Rows from a dataset of pages and code
/---

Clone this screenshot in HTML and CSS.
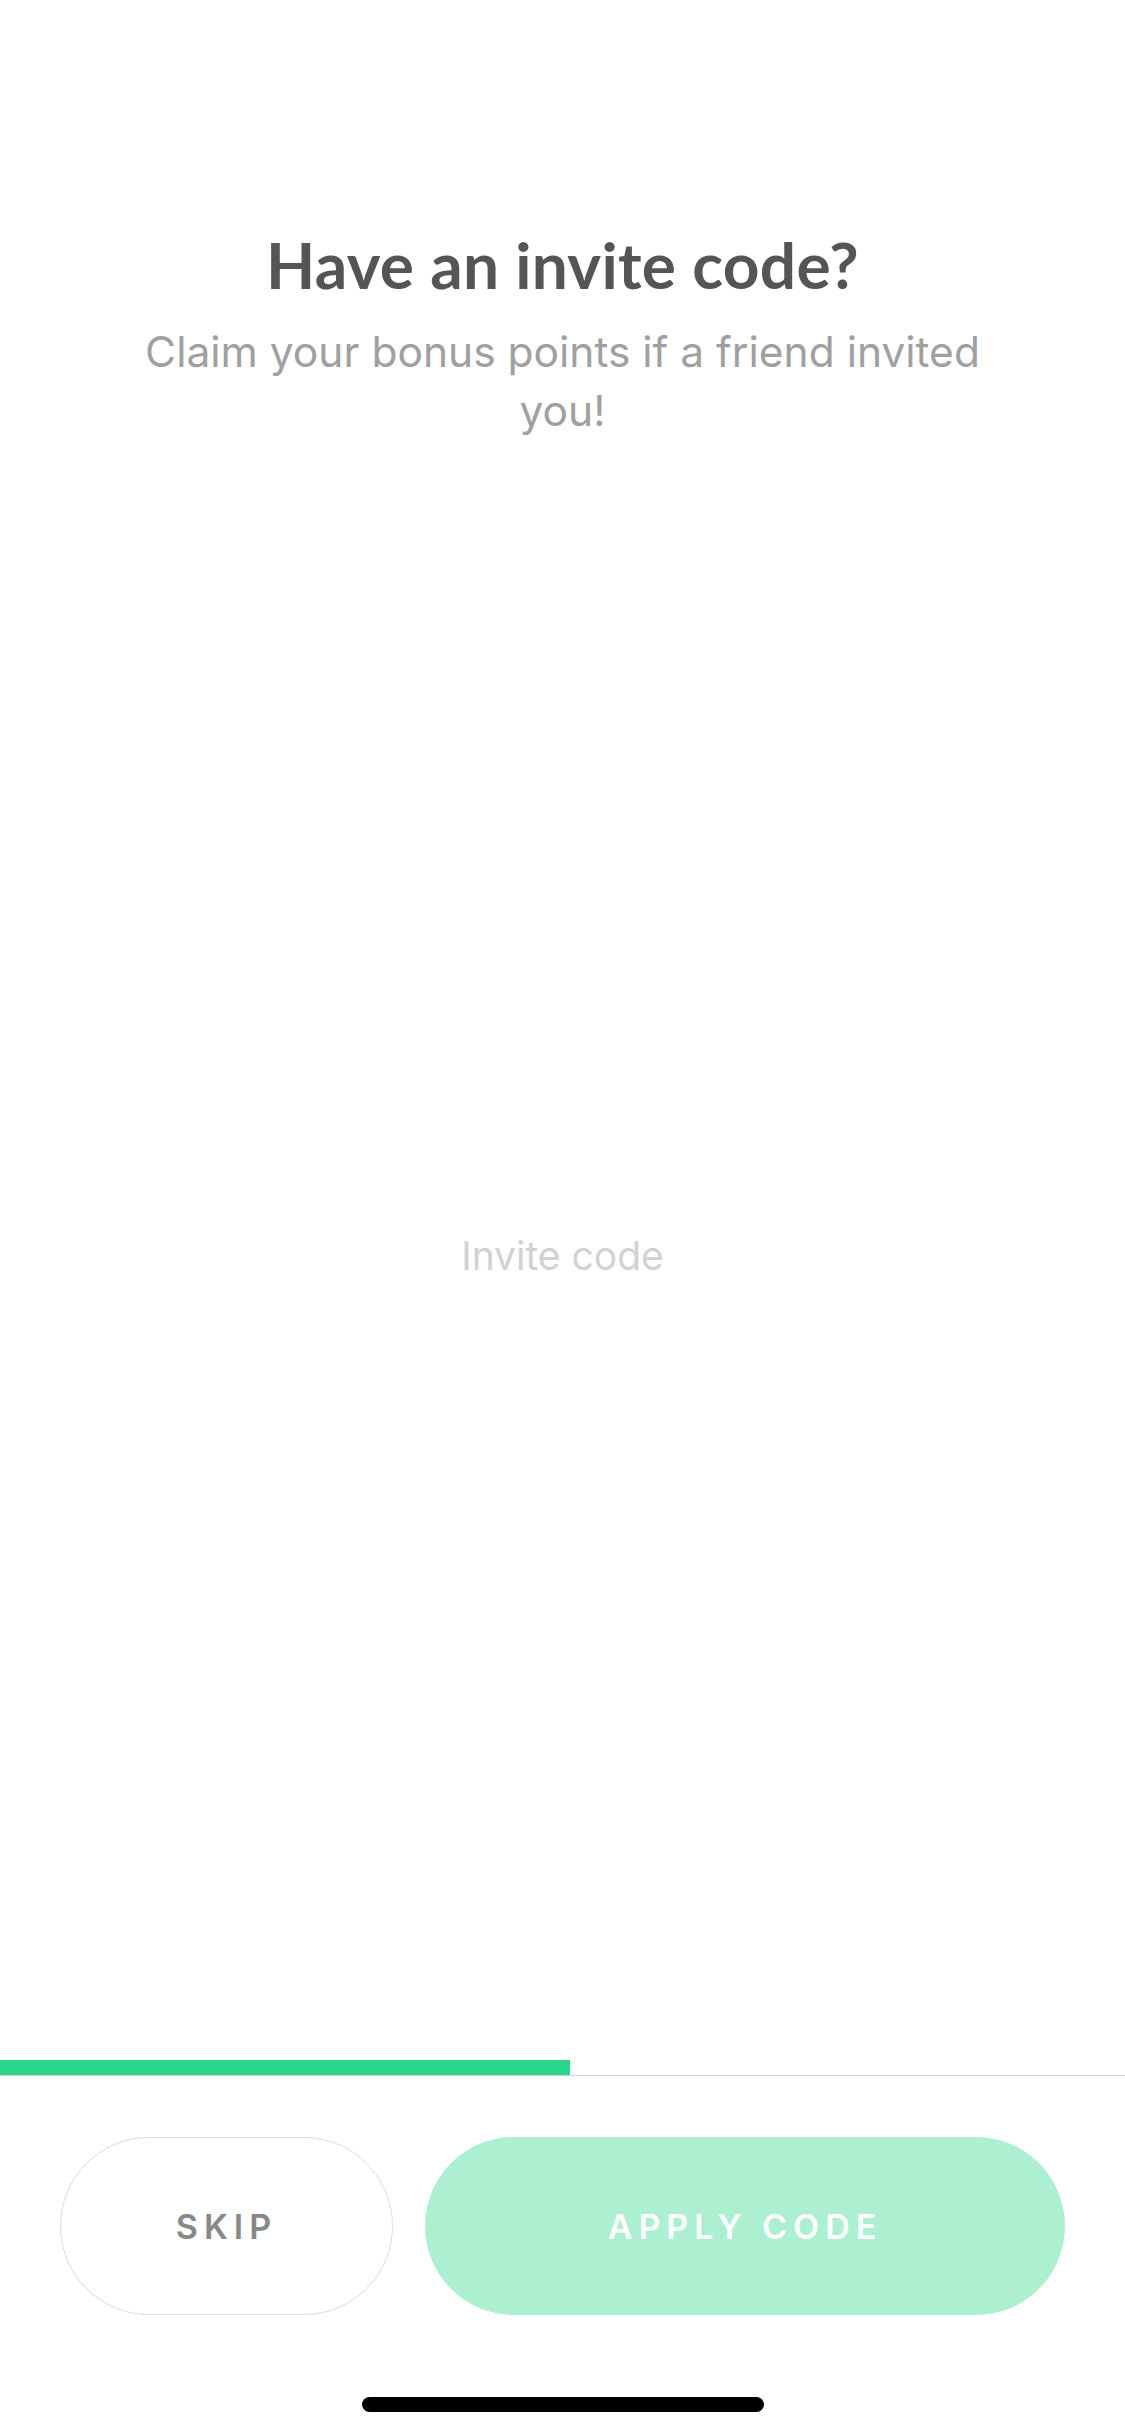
FILE: index.html
```html
<!DOCTYPE html>
<html lang="en">
<head>
<meta charset="utf-8">
<title>Have an invite code?</title>
<link rel="stylesheet" href="styles.css">
</head>
<body>
<main class="screen">
  <header class="intro">
    <h1 class="title">Have an invite code?</h1>
    <p class="subtitle">Claim your bonus points if a friend invited you!</p>
  </header>
  <section class="field">
    <input class="code-input" type="text" placeholder="Invite code" aria-label="Invite code">
  </section>
  <div class="progress"><div class="progress-fill" style="width: 570px"></div></div>
  <footer class="actions">
    <button class="btn btn-skip" type="button">SKIP</button>
    <button class="btn btn-apply" type="button">APPLY CODE</button>
  </footer>
  <div class="home-area"><div class="home-indicator"></div></div>
</main>
</body>
</html>
```
FILE: styles.css
```css
html, body {
  margin: 0;
  padding: 0;
  background: #ffffff;
}
.screen {
  width: 1125px;
  height: 2436px;
  display: flex;
  flex-direction: column;
  font-family: Inter, "Noto Sans", sans-serif;
}
.intro {
  padding: 225px 140px 0;
  text-align: center;
}
.title {
  margin: 0;
  font-family: Lato, Inter, sans-serif;
  font-weight: 700;
  font-size: 64px;
  line-height: 80px;
  color: #555555;
  letter-spacing: 0.3px;
}
.subtitle {
  margin: 17px 0 0;
  font-size: 42.5px;
  line-height: 59px;
  color: #a0a0a0;
  font-weight: 400;
}
.field {
  flex: 1;
  display: flex;
  align-items: center;
  justify-content: center;
  padding-top: 12px;
}
.code-input {
  width: 800px;
  border: none;
  outline: none;
  background: transparent;
  text-align: center;
  font-family: Inter, "Noto Sans", sans-serif;
  font-size: 39px;
  line-height: 50px;
  color: #444444;
  padding: 0;
}
.code-input::placeholder {
  color: #d2d2d2;
}
.progress {
  height: 15px;
  border-bottom: 1px solid #d4d4d4;
  display: flex;
}
.progress-fill {
  height: 15px;
  background: #2bd68a;
}
.actions {
  display: flex;
  gap: 32px;
  padding: 61px 60px 0;
}
.btn {
  box-sizing: border-box;
  height: 178px;
  border-radius: 89px;
  font-family: Inter, "Noto Sans", sans-serif;
  font-size: 34px;
  font-weight: 600;
  letter-spacing: 6px;
  cursor: pointer;
}
.btn-skip {
  width: 333px;
  background: #ffffff;
  border: 1.5px solid #dddddd;
  color: #888888;
}
.btn-apply {
  flex: 1;
  background: #acefd1;
  border: none;
  color: #ffffff;
}
.home-area {
  display: flex;
  justify-content: center;
  padding: 82px 0 24px;
}
.home-indicator {
  width: 402px;
  height: 15px;
  border-radius: 8px;
  background: #000000;
}
```
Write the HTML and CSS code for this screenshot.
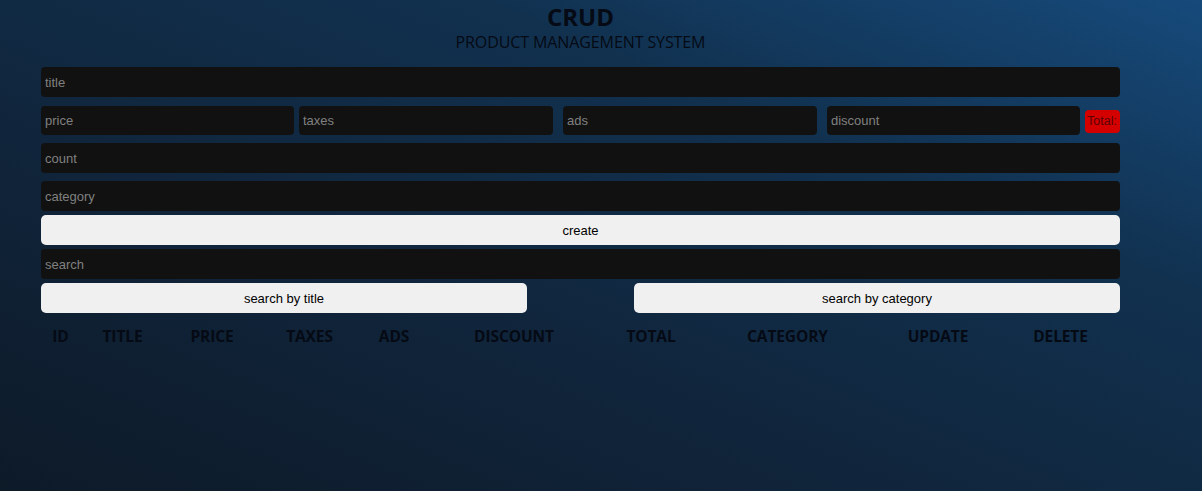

\---

● **Exercise goal**
Find the string "screenshot" in the entries above and return each line that holds it.

● **Solution to this task**
Clone this screenshot in HTML and CSS.
Write the HTML and CSS code for this screenshot.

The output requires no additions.